Detroit 1967-2017

19/09/2017

Detroit, Kathryn BigelowEn el verano de 1967, mientras en San Francisco fumaban y hacían como que se amaban, en Detroit, en la otra punta de Estados Unidos, se desataba la violencia y el caos a cuenta del hostigamiento policial hacia la población negra. Una redada en un bar nocturno clandestino que acabó con decenas de detenidos fue la llama que desató, más que un conflicto urbano, una guerra; guerra que, como todas, venía gestándose con los años al calor de la discriminación y que llevó consigo la anulación transitoria de la compasión, la justicia y la vergüenza.

En su línea de dedicar sus películas a los episodios más traumáticos de la historia reciente de Estados Unidos y a lo complicado de domesticar la violencia una vez que esta ya campa por sus respetos, Kathryn Bigelow se ha fijado ahora en los disturbios de Detroit – hoy la sombra de lo que fue – con cierto sentido didáctico, recurriendo a actores no demasiado conocidos (solo nos suenan las caras de John Boyega como el digno Dismukes y Will Poulter como el indigno Krauss) y tomando la parte por el todo: el horror vivido en un motel de las afueras, el Algiers, como representativo de la debacle general de unos días de julio en la capital de Michigan.

El resultado es sobrecogedor y la tensión crece con los minutos: desde las detenciones iniciales en el local clandestino, que aún no anticipan la escalada de abusos que llegará después, hasta que el motel donde negros y blancas se divierten queda convertido en una casa del terror donde cunde el miedo a morir y a ver morir al resto, a ser el siguiente pero también a ser el último. El episodio, reconstruido conforme a su posible desarrollo real según el juicio posterior y los testimonios recogidos, es, como tantos en medio del caos, un desatino de principio a fin con causas ridículas y consecuencias largas y trágicas.

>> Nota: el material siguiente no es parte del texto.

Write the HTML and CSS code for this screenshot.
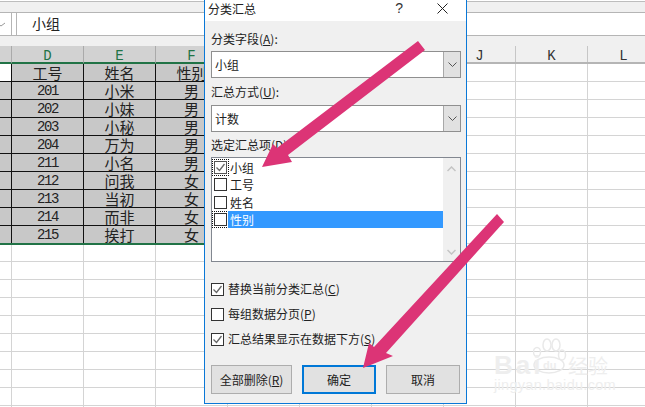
FILE: index.html
```html
<!DOCTYPE html>
<html lang="zh-CN">
<head>
<meta charset="utf-8">
<title>分类汇总</title>
<link rel="stylesheet" href="styles.css">
</head>
<body>
<div class="app">
  <div class="ribbon-edge"></div>
  <div class="formula-bar">
    <div class="name-box"><svg width="6" height="5" viewBox="0 0 6 5"><path d="M-3 1l4 3 4-3" stroke="#999" fill="none"/></svg></div>
    <div class="formula-box">小组</div>
  </div>
  <div class="col-heads">
    <div class="col-head stub selected"></div>
    <div class="col-head selected">D</div>
    <div class="col-head selected">E</div>
    <div class="col-head selected">F</div>
    <div class="col-head">G</div>
    <div class="col-head">H</div>
    <div class="col-head">I</div>
    <div class="col-head">J</div>
    <div class="col-head">K</div>
    <div class="col-head">L</div>
  </div>
  <div class="sheet">
    <div class="row data head-row"><div class="cell stub blank"></div><div class="cell">工号</div><div class="cell">姓名</div><div class="cell">性别</div></div>
    <div class="row data"><div class="cell stub"></div><div class="cell num">201</div><div class="cell">小米</div><div class="cell">男</div></div>
    <div class="row data"><div class="cell stub"></div><div class="cell num">202</div><div class="cell">小妹</div><div class="cell">男</div></div>
    <div class="row data"><div class="cell stub"></div><div class="cell num">203</div><div class="cell">小秘</div><div class="cell">男</div></div>
    <div class="row data"><div class="cell stub"></div><div class="cell num">204</div><div class="cell">万为</div><div class="cell">男</div></div>
    <div class="row data"><div class="cell stub"></div><div class="cell num">211</div><div class="cell">小名</div><div class="cell">男</div></div>
    <div class="row data"><div class="cell stub"></div><div class="cell num">212</div><div class="cell">问我</div><div class="cell">女</div></div>
    <div class="row data"><div class="cell stub"></div><div class="cell num">213</div><div class="cell">当初</div><div class="cell">女</div></div>
    <div class="row data"><div class="cell stub"></div><div class="cell num">214</div><div class="cell">而非</div><div class="cell">女</div></div>
    <div class="row data last"><div class="cell stub"></div><div class="cell num">215</div><div class="cell">挨打</div><div class="cell">女</div></div>
  </div>
</div>

<section class="dialog">
  <header class="title-bar">
    <span class="title">分类汇总</span>
    <span class="help">?</span>
    <svg class="close" width="11" height="11" viewBox="0 0 11 11"><path d="M.5.5l10 10M10.500.5l-10 10" stroke="#222" fill="none"/></svg>
  </header>
  <div class="dialog-body">
    <label class="field-label first">分类字段(<u>A</u>):</label>
    <div class="select"><span class="select-value">小组</span><span class="select-btn"><svg width="9" height="5" viewBox="0 0 9 5"><path d="M.5.5l4 4 4-4" stroke="#555" fill="none"/></svg></span></div>
    <label class="field-label second">汇总方式(<u>U</u>):</label>
    <div class="select"><span class="select-value">计数</span><span class="select-btn"><svg width="9" height="5" viewBox="0 0 9 5"><path d="M.5.5l4 4 4-4" stroke="#555" fill="none"/></svg></span></div>
    <label class="field-label third">选定汇总项(<u>D</u>):</label>
    <div class="listbox">
      <div class="list-items">
        <div class="list-item focus"><span class="box checked"><svg width="11" height="11" viewBox="0 0 11 11"><path d="M1.500 5.500l3 3 5-6.500" stroke="#666" stroke-width="1.300" fill="none"/></svg></span><span class="item-text">小组</span></div>
        <div class="list-item"><span class="box"></span><span class="item-text">工号</span></div>
        <div class="list-item"><span class="box"></span><span class="item-text">姓名</span></div>
        <div class="list-item focus"><span class="box"></span><span class="item-text selected-item">性别</span></div>
      </div>
      <div class="scrollbar">
        <svg width="9" height="6" viewBox="0 0 9 6"><path d="M.5 5l4-4 4 4" stroke="#c4c4c4" stroke-width="1.500" fill="none"/></svg>
        <svg width="9" height="6" viewBox="0 0 9 6"><path d="M.5 1l4 4 4-4" stroke="#c4c4c4" stroke-width="1.500" fill="none"/></svg>
      </div>
    </div>
    <div class="options">
      <div class="option"><span class="box"><svg width="11" height="11" viewBox="0 0 11 11"><path d="M1.500 5.500l3 3 5-6.500" stroke="#666" stroke-width="1.300" fill="none"/></svg></span><span>替换当前分类汇总(<u>C</u>)</span></div>
      <div class="option"><span class="box"></span><span>每组数据分页(<u>P</u>)</span></div>
      <div class="option"><span class="box"><svg width="11" height="11" viewBox="0 0 11 11"><path d="M1.500 5.500l3 3 5-6.500" stroke="#666" stroke-width="1.300" fill="none"/></svg></span><span>汇总结果显示在数据下方(<u>S</u>)</span></div>
    </div>
    <div class="buttons">
      <button class="btn wide" type="button">全部删除(<u>R</u>)</button>
      <button class="btn primary" type="button">确定</button>
      <button class="btn" type="button">取消</button>
    </div>
  </div>
</section>

<svg class="arrows" width="645" height="407" viewBox="0 0 645 407">
  <path d="M418 41 L425 50 L288 155 L292 162 L262 167 L273 144 L277 148 Z" fill="#dc3476"/>
  <path d="M497 214 L504 222 L386 353 L393 356 L363 368 L369 343 L374 347 Z" fill="#dc3476"/>
</svg>

<div class="watermark">
  <svg class="paw" width="36" height="37" viewBox="0 0 36 37"><g fill="none" stroke="#e9e9e9" stroke-width="1.500"><ellipse cx="14" cy="8" rx="4" ry="6"/><ellipse cx="23" cy="8" rx="4" ry="6"/><ellipse cx="4" cy="15" rx="3.500" ry="4.500"/><ellipse cx="29" cy="18" rx="3.500" ry="5"/><ellipse cx="16" cy="28" rx="15" ry="8"/></g></svg>
  <span class="wm-bai">Bai</span><span class="wm-du">du</span><span class="wm-cn">经验</span>
  <span class="wm-url">jingyan.baidu.com</span>
</div>
</body>
</html>
```
FILE: styles.css
```css
* { box-sizing: border-box; }
html, body { margin: 0; padding: 0; }
body {
  width: 645px;
  height: 407px;
  overflow: hidden;
  position: relative;
  background: #fff;
  font-family: "Noto Sans CJK SC", sans-serif;
  color: #222;
}
.app { width: 645px; height: 407px; overflow: hidden; background: #fff; }
.ribbon-edge { height: 12px; background: #f0f0f0; border-top: 1px solid #bdbdbd; border-bottom: 1px solid #b5b5b5; margin-top: 1px; }
.formula-bar {
  display: flex;
  gap: 4px;
  height: 23px;
  background: #fff;
  border-bottom: 1px solid #b5b5b5;
}
.name-box { width: 12px; border-right: 1px solid #b5b5b5; padding-top: 9px; }
.name-box svg { display: block; }
.formula-box { flex: 1; border-left: 1px solid #b5b5b5; padding-left: 15px; font-size: 14px; line-height: 20px; }
.col-heads {
  display: flex;
  height: 28px;
  padding-top: 10px;
  background: #f0f0f0;
  border-bottom: 2px solid #b5b5b5;
}
.col-head {
  width: 72px;
  flex: none;
  text-align: center;
  font: 14px/14px "Liberation Mono", monospace;
  padding-top: 3px;
  border-right: 1px solid #c6c6c6;
  color: #333;
}
.col-head.stub { width: 12px; }
.col-head.selected {
  background: #d2d2d2;
  color: #217346;
  border-right-color: #aaa;
  border-bottom: 2px solid #217346;
  margin-bottom: -2px;
}
.sheet {
  height: 343px;
  background-color: #fff;
  background-image:
    linear-gradient(#d4d4d4 1px, transparent 1px),
    linear-gradient(90deg, #d4d4d4 1px, transparent 1px);
  background-size: 72px 18px;
  background-position: 11px 17px;
}
.row { display: flex; height: 18px; }
.data { width: 228px; background: #c8c8c8; border-bottom: 1px solid #111; }
.data.last { border-bottom: 2px solid #217346; height: 19px; }
.cell {
  width: 72px;
  flex: none;
  border-right: 1px solid #111;
  text-align: center;
  font-size: 15px;
  line-height: 17px;
  color: #222;
  white-space: nowrap;
}
.cell.stub { width: 12px; }
.cell.blank { background: #fff; }
.cell.num {
  font-family: "Liberation Mono", monospace;
  font-size: 14px;
  letter-spacing: -1.400px;
  line-height: 19px;
}

.dialog {
  position: absolute;
  left: 204px;
  top: -1px;
  width: 263px;
  height: 405px;
  background: #f0f0f0;
  border: 1px solid #0a78d7;
  display: flex;
  flex-direction: column;
}
.title-bar {
  height: 21px;
  background: #fff;
  display: flex;
  align-items: center;
  padding: 0 0 5px 3px;
  font-size: 12px;
  flex: none;
}
.title { flex: 1; }
.help { font: 14px "Liberation Sans", sans-serif; margin-right: 34px; color: #333; }
.close { margin-right: 18px; }
.dialog-body { flex: 1; padding: 0 6px; font-size: 12px; display: flex; flex-direction: column; }
.field-label { display: block; line-height: 17px; height: 17px; }
.field-label.first { margin-top: 9px; margin-bottom: 4px; }
.field-label.second { margin-top: 5px; margin-bottom: 5px; }
.field-label.third { margin-top: 4px; margin-bottom: 4px; }
.select {
  height: 27px;
  background: #fff;
  border: 1px solid #8f8f8f;
  display: flex;
  align-items: center;
  justify-content: space-between;
  width: 250px;
}
.select-value { padding-left: 3px; font-size: 12px; }
.select-btn {
  width: 17px;
  height: 25px;
  background: #e1e1e1;
  border-left: 1px solid #a8a8a8;
  display: flex;
  align-items: center;
  justify-content: center;
}
.listbox {
  width: 250px;
  height: 105px;
  border: 1px solid #828790;
  background: #fff;
  display: flex;
  justify-content: space-between;
}
.list-items { padding: 1px 0 0 1px; flex: 1; }
.list-item { display: flex; align-items: center; height: 17.300px; padding-left: 1px; }
.box {
  width: 13px;
  height: 13px;
  flex: none;
  border: 1px solid #333;
  background: #fff;
  display: inline-flex;
  align-items: center;
  justify-content: center;
}
.box.checked { border-color: #555; }
.list-item.focus .box { outline: 1px dotted #111; outline-offset: 1px; }
.item-text { margin-left: 1px; padding-left: 2px; font-size: 12px; line-height: 17px; flex: 1; height: 17px; }
.selected-item { background: #3399ff; color: #fff; }
.scrollbar {
  width: 17px;
  background: #f0f0f0;
  display: flex;
  flex-direction: column;
  justify-content: space-between;
  align-items: center;
  padding: 8px 0 6px;
}
.options { display: flex; flex-direction: column; margin-top: 20px; gap: 11px; }
.option { display: flex; align-items: center; gap: 4px; height: 14px; font-size: 12px; line-height: 14px; white-space: nowrap; }
.buttons { display: flex; margin-top: 19px; }
.btn {
  width: 74px;
  height: 29px;
  font: 12px "Noto Sans CJK SC", sans-serif;
  background: #e1e1e1;
  border: 1px solid #adadad;
  color: #222;
  padding: 0;
  margin-left: 10px;
}
.btn.wide { width: 81px; margin-left: 0; }
.btn.primary { border: 2px solid #0078d7; }

.arrows { position: absolute; left: 0; top: 0; }
.watermark {
  position: absolute;
  left: 494px;
  top: 335px;
  width: 120px;
  height: 60px;
  color: #eeeeee;
  font-family: "Liberation Sans", sans-serif;
}
.paw { position: absolute; left: 39px; top: 2px; }
.wm-bai { position: absolute; left: 0; top: 17px; font-size: 26px; font-weight: 700; line-height: 26px; letter-spacing: 3px; }
.wm-du { position: absolute; left: 49px; top: 23px; font-size: 11px; font-weight: 700; line-height: 14px; }
.wm-cn { position: absolute; left: 74px; top: 19px; font-size: 20px; line-height: 24px; font-family: "Noto Sans CJK SC", sans-serif; }
.wm-url { position: absolute; left: 0; top: 42px; font-size: 14.500px; line-height: 16px; white-space: nowrap; letter-spacing: .3px; }
```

Policía y ejército persiguen a los francotiradores negros apostados en ventanas y tejados, una pistola de juguete les confunde y los clientes del hotel son asesinados o torturados en el proceso de intentar encontrar en el edificio armas y culpables que no existen. El desaguisado acaba con tres muertos, nervios desgarrados y sus culpables absueltos básicamente por blancos (aunque apartados de su oficio).

Es interesante, por su proyección hacia el pasado y hacia el presente, el retrato que Bigelow realiza del policía que instiga el juego sangriento: un personaje lleno de complejos y de odios, manipulador, que mueve los hilos del comportamiento de sus compañeros menos sádicos y traza el futuro de los inocentes dispuestos cara a la pared; también, desde luego, el frenético ritmo de la película, basada en una sucesión rápida de planos o panorámicas breves y de travellings que no nos dejan desviar la atención, escaleras arriba, escaleras abajo, siempre a una puerta de la desgracia.

No sabemos, salvo en el caso de la pareja de cantantes de The Dramatics, demasiados datos sobre las víctimas de esta brutalidad ajena a cualquier razón: la directora prefiere definirlos a través de sus reacciones a los golpes, la sangre y las amenazas en el cogote; los conocemos, más o menos, por el procedimiento en que Goya nos enseña a los muertos de mayo de 1808 ante los fusiles, por las expresiones que les planta en la cara el saber de su muerte próxima. Aunque aquí, como decíamos, los asesinos no tengan un único rostro ni sean una máquina de matar, sino seres vulnerables y faltos de experiencia con un arma a mano, mano larga en un contexto convulso y racista.

En uno de los momentos álgidos de represión del inocente, una chica blanca a la que se le recrimina relacionarse con negros reivindica esa libertad porque “estamos en 1967”. Han pasado cincuenta años y Detroit es, de principio a fin, una reivindicación de la actualidad del debate; el recuerdo, por la vía cinematográfica, de que la discriminación, en lo micro y en lo macro, no ha acabado. Vibrante y oportuna.